• _Task to complete_
For each line in the data below that holds "React", return a copy.

+ + + + +

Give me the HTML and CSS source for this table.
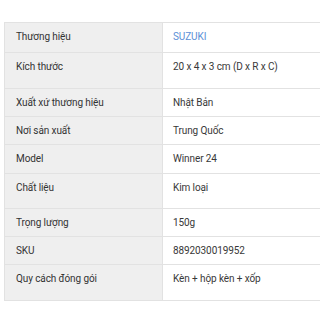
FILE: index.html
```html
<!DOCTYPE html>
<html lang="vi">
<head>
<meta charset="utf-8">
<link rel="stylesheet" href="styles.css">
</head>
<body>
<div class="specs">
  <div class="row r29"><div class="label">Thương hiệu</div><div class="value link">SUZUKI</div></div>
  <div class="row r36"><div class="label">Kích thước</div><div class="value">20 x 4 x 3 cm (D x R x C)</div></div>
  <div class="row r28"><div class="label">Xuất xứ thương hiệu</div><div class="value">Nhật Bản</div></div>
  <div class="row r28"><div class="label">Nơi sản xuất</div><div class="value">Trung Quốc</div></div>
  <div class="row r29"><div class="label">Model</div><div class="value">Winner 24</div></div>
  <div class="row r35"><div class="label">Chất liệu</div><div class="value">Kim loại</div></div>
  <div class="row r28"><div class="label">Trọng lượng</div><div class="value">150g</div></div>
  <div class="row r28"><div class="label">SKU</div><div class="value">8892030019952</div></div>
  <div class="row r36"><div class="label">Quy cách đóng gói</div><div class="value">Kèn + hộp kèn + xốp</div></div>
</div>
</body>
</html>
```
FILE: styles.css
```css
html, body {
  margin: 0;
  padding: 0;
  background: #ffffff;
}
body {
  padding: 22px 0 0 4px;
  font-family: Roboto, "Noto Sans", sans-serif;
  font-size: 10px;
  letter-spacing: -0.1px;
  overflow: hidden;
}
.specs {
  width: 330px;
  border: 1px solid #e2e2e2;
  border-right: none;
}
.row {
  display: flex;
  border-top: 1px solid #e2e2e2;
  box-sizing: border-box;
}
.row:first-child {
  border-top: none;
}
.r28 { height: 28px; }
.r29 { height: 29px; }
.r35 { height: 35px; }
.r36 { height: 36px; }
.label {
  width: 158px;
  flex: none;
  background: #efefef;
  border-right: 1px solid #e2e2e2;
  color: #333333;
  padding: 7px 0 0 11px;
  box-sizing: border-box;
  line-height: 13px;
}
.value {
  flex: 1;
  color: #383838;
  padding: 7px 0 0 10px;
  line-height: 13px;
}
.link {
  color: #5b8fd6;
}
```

+ + + + +

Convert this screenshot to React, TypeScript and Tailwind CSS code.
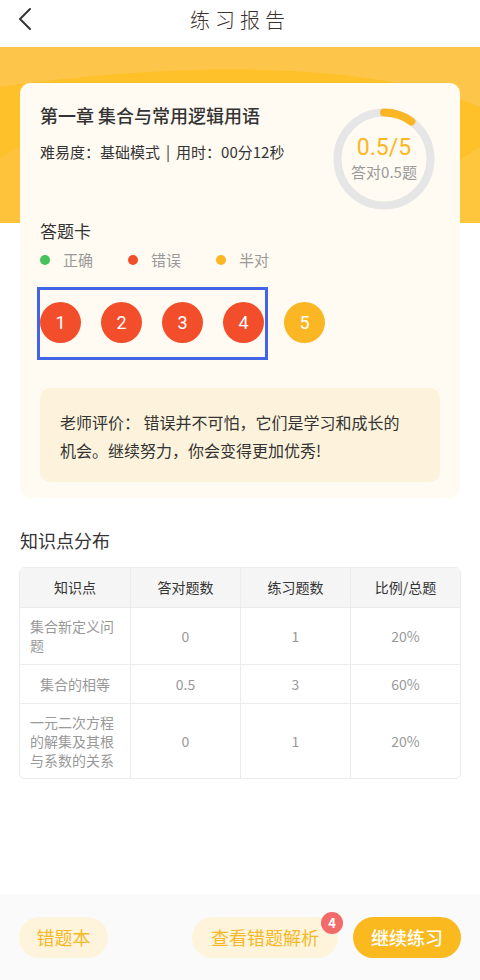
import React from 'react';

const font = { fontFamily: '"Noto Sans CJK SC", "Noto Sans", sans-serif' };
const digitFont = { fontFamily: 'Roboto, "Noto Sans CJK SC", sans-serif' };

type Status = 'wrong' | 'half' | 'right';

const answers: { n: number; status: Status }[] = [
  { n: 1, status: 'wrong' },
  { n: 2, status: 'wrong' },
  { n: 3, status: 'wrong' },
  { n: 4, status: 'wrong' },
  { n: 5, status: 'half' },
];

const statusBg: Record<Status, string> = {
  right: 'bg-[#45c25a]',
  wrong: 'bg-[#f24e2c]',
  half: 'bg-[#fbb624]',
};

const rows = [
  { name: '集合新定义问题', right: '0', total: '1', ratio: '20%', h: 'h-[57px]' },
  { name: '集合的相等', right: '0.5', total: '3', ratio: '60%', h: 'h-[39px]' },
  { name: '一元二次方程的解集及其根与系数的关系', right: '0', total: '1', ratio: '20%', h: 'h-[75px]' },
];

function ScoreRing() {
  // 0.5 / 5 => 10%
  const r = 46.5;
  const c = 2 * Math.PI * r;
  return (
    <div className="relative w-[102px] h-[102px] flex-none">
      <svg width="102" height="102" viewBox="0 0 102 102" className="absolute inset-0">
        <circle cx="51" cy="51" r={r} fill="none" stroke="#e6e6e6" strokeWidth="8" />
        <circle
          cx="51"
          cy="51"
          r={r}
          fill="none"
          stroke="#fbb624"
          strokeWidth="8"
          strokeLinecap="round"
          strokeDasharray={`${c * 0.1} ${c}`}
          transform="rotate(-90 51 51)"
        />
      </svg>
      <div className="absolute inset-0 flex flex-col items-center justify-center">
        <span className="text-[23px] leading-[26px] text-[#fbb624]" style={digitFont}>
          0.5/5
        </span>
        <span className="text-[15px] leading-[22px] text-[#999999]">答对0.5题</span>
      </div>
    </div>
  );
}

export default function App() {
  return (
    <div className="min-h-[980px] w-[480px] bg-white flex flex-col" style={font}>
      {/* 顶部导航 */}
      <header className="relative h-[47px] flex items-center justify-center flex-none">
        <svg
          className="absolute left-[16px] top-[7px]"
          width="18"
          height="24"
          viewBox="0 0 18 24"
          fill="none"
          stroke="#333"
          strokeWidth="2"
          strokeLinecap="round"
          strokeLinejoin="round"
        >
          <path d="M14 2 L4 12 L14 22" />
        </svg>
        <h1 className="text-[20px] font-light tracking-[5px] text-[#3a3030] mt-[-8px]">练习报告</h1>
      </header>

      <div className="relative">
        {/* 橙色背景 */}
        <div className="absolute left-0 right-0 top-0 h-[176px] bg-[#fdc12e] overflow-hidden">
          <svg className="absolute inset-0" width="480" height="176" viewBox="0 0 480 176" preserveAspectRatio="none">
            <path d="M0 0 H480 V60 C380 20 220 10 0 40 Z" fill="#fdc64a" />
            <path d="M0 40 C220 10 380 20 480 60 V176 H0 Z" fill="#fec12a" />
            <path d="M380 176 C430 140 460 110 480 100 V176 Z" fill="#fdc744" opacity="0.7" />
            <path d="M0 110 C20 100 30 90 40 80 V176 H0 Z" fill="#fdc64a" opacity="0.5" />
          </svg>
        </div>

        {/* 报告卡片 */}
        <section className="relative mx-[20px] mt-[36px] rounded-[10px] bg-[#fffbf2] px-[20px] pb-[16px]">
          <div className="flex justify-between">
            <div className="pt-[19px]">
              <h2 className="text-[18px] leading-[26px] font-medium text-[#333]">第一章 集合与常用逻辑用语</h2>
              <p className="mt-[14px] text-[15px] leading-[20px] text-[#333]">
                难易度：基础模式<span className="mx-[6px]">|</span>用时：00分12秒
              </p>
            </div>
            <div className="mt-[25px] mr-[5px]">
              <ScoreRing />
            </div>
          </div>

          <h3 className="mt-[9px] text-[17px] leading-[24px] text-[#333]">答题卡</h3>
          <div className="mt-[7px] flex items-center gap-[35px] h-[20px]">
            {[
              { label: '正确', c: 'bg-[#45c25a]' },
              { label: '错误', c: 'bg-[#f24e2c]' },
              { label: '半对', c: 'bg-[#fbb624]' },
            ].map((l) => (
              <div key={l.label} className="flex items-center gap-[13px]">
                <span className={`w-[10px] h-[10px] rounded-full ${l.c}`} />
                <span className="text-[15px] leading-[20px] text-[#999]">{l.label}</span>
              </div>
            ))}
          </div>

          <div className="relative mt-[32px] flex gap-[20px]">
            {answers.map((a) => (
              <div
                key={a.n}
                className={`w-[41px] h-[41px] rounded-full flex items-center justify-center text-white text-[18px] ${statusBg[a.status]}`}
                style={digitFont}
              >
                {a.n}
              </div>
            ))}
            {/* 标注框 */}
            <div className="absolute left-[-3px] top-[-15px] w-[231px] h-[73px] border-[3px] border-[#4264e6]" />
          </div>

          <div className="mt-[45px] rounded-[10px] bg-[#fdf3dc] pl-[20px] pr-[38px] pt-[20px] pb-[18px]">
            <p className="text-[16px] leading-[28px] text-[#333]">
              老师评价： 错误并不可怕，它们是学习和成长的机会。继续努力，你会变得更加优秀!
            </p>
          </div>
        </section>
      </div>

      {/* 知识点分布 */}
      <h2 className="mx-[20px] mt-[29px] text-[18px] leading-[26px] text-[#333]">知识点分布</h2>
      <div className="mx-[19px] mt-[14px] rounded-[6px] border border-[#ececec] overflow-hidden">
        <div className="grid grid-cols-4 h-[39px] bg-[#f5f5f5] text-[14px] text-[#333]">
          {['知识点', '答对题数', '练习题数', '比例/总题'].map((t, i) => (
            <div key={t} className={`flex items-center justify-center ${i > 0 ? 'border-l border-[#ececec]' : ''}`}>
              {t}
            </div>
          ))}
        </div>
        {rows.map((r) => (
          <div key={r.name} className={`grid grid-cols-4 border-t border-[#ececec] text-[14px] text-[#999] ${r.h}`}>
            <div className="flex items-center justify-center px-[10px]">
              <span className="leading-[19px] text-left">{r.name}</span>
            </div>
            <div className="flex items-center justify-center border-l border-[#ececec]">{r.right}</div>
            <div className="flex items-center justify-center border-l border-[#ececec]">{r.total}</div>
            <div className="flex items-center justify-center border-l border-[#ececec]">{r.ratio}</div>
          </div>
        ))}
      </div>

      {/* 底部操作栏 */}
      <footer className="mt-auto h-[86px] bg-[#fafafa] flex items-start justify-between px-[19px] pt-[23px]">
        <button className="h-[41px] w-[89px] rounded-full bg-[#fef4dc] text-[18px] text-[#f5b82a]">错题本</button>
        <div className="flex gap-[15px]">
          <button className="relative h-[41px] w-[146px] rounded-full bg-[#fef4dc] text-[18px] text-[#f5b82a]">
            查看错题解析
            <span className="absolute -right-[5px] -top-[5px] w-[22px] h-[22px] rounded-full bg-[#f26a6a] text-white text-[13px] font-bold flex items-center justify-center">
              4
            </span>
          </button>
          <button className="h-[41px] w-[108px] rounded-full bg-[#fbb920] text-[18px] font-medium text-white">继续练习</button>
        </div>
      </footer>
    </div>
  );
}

+ + + + +

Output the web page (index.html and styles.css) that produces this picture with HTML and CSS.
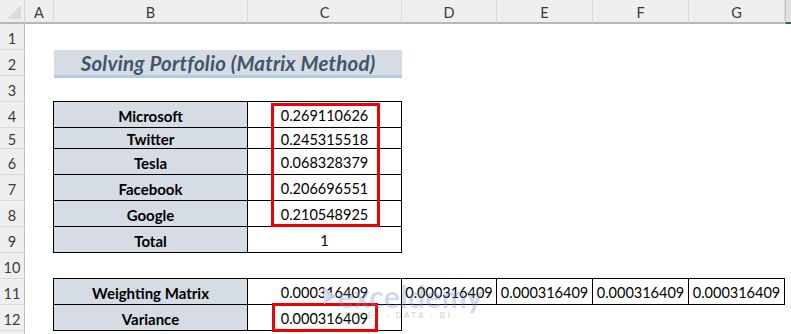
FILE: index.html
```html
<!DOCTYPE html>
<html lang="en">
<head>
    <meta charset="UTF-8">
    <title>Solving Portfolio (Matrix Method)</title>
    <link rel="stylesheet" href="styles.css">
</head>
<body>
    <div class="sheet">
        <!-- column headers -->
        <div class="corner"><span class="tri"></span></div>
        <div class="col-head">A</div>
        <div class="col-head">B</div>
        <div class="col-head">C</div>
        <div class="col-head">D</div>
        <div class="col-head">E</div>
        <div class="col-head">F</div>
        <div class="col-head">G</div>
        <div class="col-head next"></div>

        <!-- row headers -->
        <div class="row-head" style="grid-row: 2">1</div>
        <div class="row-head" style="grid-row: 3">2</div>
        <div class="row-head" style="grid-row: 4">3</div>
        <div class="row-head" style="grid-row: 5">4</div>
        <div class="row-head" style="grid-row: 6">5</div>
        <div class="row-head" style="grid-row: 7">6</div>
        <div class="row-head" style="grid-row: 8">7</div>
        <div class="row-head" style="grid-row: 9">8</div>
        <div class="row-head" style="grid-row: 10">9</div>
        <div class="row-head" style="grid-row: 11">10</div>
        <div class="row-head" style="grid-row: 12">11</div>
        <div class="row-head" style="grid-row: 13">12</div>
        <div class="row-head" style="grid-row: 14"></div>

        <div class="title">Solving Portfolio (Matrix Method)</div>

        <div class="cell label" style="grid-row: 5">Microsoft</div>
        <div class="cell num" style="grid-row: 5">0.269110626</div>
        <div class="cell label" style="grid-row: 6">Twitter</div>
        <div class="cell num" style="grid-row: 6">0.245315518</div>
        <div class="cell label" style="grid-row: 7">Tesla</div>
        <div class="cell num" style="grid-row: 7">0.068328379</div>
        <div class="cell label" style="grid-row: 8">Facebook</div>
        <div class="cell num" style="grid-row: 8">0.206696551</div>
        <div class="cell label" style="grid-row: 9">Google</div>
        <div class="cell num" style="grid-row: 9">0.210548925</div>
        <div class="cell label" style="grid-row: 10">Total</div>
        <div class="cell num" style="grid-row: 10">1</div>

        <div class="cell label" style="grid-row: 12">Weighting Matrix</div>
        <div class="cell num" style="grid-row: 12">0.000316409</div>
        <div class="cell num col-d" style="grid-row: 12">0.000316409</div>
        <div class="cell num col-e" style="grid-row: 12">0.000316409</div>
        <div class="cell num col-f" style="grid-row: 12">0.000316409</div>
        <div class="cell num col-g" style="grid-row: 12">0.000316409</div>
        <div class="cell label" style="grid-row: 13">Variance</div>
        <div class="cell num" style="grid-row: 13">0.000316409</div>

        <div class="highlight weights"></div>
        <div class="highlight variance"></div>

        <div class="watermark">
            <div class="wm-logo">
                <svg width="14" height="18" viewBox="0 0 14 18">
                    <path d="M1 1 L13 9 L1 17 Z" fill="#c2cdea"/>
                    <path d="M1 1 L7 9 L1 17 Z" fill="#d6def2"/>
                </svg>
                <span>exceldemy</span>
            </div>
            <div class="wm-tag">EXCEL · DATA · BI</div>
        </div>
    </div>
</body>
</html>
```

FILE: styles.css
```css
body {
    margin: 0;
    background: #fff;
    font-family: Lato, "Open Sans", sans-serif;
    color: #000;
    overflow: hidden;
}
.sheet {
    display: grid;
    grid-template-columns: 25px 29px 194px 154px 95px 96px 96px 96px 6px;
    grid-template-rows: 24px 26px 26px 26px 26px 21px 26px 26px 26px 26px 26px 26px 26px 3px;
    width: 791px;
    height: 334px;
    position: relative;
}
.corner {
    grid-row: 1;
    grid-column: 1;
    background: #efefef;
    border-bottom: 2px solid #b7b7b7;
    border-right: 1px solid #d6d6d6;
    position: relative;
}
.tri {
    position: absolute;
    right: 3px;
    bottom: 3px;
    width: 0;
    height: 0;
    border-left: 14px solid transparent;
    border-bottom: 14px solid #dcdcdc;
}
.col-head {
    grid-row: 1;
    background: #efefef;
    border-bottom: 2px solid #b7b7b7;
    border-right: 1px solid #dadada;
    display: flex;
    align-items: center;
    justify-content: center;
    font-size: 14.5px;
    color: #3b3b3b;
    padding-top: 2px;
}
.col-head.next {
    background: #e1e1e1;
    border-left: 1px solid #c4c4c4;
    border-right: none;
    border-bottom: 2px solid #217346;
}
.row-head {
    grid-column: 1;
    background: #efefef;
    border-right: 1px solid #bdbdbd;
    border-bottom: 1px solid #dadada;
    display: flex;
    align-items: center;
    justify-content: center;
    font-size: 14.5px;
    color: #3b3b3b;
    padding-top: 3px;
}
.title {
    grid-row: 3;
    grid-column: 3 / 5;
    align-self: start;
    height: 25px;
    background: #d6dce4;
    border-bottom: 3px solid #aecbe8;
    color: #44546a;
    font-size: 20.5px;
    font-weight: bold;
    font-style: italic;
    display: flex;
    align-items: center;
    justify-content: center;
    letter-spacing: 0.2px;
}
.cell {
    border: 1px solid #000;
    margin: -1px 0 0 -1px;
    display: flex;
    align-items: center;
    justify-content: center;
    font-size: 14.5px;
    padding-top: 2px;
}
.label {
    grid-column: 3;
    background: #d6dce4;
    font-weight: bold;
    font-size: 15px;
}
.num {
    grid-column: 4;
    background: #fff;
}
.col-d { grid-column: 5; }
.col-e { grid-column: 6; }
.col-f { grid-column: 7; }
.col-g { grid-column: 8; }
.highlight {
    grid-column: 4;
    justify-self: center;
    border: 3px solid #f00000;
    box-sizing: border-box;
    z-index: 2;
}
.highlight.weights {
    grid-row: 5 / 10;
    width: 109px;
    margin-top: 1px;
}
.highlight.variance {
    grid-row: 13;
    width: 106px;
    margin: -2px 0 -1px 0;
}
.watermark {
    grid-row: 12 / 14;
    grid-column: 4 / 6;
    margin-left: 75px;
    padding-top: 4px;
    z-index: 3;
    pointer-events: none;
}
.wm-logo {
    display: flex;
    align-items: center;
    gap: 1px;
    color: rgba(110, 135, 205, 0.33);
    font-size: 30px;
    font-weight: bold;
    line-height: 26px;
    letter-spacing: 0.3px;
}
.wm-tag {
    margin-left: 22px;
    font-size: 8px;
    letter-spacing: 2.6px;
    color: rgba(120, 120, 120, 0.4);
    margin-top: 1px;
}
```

+ + + + +

• _Written solution_
Convert this screenshot to React, TypeScript and Tailwind CSS code.
import React from 'react';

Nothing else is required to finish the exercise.